--- Start of Data rows ---

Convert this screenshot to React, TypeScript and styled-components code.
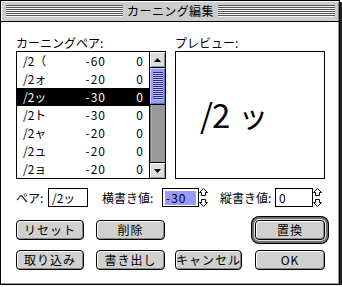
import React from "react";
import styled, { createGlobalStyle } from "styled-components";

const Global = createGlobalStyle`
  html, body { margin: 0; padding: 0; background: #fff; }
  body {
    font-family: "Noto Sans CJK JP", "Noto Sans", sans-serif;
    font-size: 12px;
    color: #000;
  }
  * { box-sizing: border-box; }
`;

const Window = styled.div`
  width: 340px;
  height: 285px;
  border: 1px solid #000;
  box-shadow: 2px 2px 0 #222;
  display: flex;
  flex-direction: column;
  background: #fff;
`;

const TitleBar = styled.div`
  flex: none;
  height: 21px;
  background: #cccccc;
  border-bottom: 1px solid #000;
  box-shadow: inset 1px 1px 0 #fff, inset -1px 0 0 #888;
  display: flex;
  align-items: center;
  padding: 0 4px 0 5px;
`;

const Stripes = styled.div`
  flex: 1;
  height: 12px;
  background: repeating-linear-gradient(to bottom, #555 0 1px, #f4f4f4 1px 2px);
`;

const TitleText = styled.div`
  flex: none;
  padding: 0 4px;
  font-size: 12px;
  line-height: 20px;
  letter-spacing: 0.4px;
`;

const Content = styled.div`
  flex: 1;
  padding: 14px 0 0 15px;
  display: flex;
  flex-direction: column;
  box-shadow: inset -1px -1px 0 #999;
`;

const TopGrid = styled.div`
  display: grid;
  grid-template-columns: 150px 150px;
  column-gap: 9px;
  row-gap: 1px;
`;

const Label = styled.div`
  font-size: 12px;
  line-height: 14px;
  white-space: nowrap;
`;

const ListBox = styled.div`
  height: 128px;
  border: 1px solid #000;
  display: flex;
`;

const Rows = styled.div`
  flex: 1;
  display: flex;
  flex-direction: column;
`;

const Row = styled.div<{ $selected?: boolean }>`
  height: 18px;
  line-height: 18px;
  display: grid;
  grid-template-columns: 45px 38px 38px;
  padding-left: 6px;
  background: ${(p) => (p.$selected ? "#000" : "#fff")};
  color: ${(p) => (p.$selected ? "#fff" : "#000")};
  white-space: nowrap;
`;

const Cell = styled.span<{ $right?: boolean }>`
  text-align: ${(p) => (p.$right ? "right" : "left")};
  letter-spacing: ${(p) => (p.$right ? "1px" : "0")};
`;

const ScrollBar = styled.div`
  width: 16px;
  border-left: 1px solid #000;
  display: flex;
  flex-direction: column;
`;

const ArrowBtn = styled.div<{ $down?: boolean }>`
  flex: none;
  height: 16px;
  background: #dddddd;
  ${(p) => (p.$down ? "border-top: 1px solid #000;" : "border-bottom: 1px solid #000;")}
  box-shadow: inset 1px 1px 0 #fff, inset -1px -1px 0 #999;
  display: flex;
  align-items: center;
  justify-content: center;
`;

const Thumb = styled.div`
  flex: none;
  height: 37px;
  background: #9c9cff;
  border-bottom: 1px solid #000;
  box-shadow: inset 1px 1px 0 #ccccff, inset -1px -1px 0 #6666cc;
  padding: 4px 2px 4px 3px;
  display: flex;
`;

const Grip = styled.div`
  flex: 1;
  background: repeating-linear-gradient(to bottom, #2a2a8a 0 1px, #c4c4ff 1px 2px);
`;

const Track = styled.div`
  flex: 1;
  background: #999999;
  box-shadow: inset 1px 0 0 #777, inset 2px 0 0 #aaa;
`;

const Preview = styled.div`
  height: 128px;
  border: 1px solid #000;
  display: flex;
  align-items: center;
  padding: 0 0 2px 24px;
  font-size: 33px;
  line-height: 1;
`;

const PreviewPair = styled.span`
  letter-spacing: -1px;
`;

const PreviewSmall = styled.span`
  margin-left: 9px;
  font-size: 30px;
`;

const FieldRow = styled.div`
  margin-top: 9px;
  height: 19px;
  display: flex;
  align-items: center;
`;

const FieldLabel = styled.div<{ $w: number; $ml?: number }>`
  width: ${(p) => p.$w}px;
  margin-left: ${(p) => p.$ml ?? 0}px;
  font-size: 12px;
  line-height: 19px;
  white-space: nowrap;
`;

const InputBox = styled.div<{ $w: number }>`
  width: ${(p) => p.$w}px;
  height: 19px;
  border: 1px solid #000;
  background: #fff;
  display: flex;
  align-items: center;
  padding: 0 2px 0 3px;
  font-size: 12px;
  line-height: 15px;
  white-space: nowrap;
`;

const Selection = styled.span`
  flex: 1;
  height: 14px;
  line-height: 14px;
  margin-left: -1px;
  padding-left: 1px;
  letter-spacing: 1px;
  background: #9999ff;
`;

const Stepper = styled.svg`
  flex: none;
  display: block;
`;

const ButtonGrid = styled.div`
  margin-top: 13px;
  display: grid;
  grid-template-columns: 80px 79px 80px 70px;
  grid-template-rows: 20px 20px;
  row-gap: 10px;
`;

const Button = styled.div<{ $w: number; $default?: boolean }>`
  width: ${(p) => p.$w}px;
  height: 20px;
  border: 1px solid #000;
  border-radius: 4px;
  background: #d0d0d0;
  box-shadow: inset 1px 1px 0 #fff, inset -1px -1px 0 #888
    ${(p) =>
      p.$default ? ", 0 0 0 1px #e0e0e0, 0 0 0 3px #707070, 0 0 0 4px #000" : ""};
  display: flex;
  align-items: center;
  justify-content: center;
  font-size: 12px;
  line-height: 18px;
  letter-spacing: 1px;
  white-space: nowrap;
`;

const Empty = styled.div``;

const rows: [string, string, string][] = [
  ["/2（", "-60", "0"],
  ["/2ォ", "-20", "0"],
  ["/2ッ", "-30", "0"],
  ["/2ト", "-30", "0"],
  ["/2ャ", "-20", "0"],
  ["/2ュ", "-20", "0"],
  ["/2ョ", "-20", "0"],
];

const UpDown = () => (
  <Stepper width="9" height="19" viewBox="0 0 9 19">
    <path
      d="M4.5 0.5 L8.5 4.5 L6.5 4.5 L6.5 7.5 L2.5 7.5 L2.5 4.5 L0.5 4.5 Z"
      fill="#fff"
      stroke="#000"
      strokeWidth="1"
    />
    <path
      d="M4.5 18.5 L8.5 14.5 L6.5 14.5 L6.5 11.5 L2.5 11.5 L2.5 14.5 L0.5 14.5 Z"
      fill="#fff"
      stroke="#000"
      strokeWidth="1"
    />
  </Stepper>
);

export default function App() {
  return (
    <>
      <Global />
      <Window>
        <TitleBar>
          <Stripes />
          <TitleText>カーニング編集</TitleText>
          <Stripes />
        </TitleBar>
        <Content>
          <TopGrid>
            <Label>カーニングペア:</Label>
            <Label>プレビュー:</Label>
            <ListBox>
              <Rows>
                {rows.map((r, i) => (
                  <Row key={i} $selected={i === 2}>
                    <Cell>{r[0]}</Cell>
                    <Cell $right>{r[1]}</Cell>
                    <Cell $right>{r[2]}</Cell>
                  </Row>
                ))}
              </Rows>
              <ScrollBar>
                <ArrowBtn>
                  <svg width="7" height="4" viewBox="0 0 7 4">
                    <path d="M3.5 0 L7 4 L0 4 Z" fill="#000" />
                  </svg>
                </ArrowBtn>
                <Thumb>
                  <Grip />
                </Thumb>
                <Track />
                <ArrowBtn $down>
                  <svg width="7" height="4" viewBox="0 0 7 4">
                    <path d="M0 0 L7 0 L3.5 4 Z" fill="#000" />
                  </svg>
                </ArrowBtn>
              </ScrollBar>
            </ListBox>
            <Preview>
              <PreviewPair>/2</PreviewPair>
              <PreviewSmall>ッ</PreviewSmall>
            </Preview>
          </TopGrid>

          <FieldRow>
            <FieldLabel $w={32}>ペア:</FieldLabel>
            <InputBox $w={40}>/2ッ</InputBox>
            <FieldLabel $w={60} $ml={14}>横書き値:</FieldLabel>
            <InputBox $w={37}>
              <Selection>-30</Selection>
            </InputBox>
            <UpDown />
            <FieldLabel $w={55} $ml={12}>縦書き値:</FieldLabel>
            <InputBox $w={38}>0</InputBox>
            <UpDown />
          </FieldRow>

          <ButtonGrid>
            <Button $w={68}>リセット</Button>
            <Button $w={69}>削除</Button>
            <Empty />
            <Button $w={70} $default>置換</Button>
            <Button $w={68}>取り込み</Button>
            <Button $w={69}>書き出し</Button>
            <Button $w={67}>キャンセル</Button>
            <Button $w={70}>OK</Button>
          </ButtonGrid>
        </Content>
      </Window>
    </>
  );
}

--- End of Data rows ---
--- Start of Data rows ---

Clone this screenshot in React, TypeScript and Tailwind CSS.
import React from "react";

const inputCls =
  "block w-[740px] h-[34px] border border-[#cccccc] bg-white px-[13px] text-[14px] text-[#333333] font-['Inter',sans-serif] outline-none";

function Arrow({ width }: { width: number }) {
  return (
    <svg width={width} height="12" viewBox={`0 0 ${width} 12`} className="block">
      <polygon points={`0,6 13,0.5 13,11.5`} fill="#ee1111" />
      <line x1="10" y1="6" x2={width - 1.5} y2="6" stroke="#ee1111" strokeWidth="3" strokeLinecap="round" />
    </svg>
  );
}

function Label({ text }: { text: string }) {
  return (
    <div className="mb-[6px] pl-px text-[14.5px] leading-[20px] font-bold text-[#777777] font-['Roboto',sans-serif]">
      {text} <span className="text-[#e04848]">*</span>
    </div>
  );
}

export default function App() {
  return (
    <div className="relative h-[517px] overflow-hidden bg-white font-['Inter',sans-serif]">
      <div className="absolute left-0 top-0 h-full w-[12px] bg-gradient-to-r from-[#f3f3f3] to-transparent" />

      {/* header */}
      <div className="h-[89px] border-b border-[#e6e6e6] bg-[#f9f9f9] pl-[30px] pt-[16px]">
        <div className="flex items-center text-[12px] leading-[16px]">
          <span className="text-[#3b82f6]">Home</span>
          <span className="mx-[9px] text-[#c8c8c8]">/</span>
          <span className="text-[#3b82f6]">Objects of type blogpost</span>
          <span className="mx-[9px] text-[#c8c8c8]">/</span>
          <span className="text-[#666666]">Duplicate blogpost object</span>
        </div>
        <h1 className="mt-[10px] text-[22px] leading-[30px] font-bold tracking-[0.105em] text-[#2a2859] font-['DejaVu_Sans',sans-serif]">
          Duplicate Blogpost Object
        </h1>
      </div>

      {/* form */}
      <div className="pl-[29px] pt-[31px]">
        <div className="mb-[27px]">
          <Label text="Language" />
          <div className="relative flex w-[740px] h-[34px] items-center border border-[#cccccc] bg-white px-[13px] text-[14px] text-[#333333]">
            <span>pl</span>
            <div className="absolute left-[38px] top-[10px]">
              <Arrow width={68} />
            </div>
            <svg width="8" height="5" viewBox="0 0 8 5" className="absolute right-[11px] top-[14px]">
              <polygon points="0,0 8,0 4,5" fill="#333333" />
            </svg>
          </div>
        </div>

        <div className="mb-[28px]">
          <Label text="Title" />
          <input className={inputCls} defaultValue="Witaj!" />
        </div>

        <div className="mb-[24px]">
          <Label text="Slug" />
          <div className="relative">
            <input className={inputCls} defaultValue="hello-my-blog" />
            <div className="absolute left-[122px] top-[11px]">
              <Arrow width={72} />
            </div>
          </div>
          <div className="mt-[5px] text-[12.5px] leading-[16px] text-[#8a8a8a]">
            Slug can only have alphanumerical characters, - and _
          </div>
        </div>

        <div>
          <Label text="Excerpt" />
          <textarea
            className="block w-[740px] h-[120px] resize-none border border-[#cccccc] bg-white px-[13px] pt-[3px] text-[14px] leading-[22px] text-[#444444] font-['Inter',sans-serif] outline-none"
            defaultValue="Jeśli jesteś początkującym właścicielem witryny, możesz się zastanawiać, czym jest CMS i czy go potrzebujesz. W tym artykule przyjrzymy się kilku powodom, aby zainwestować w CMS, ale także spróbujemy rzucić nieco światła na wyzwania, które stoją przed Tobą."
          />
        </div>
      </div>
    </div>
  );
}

--- End of Data rows ---

- Given exercise -
Determine how many lines of the material include the string "this". Output only that count.

- Final answer -
2